Seria conveniente refundar ciertas bases. La socialdemocracia debe estrechar lazos con el mundo conservador, en Europa con la democracia cristiana y Estados Unidos con un partido republicano a la deriva. Nada tienen que ver estos sectores conservadores, en sus esencias, con personajes tan lamentables como Trump. Los mejores momentos de Europa y de los Estados Unidos (para los ciudadanos) tuvieron lugar cuando ambas corrientes (conservadores y socialdemócratas) fluían de la mano, con pactos sobre el fondo y con una visión común de los pilares que sostienen a las sociedades democráticas y libres.
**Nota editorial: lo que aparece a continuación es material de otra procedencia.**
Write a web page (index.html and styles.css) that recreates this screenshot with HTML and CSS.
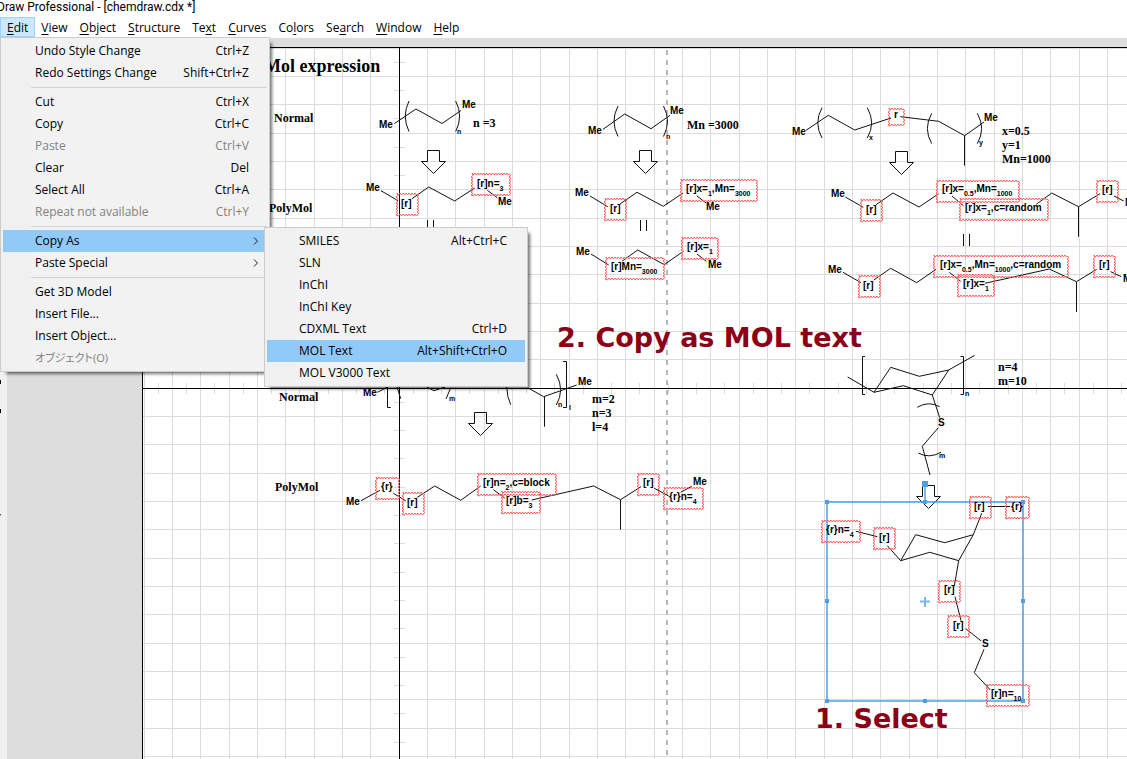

No es que fuera el sistema perfecto, pero sí el que mejor ha funcionado, en términos de paz social. Nadie niega la complejidad de las actuales democracias, el valor de las expresiones existentes y la dificultad de los problemas a los que nos enfrentamos, pero la gestión de la complejidad requiere principios comunes que hoy no existen, que hoy han sido invalidados por los extremos y los nuevos dogmatismos. Más que nunca, se requieren amplias mayorías para llegar acuerdos en lo esencial.
Como nos ha explicado el filósofo coreano Byung-Chul Han en su último ensayo (“La desaparición de los rituales”), vivimos inmersos en una profunda transformación de las relaciones humanas ante la desaparición de los rituales y de las formas, que han constituido nuestro marco referencial como individuos y como sociedad. Hoy vivimos en una sociedad distinta, más compleja y alejada de la solidez que ofrecía la tradición, entendida esta no solo como un compendio de valores conservadores, sino como un conjunto de normas no escritas para relacionarnos, para comunicarnos, para ordenar nuestros problemas como comunidad y para buscar soluciones de conjunto. Los principios comunes.
Si algo ratifican los resultados electorales en los Estados Unidos es que ese mundo ya no existe. Urge reconstruirlo. No hay mucho realmente que celebrar, aunque tengamos un nuevo inquilino en la Casa Blanca.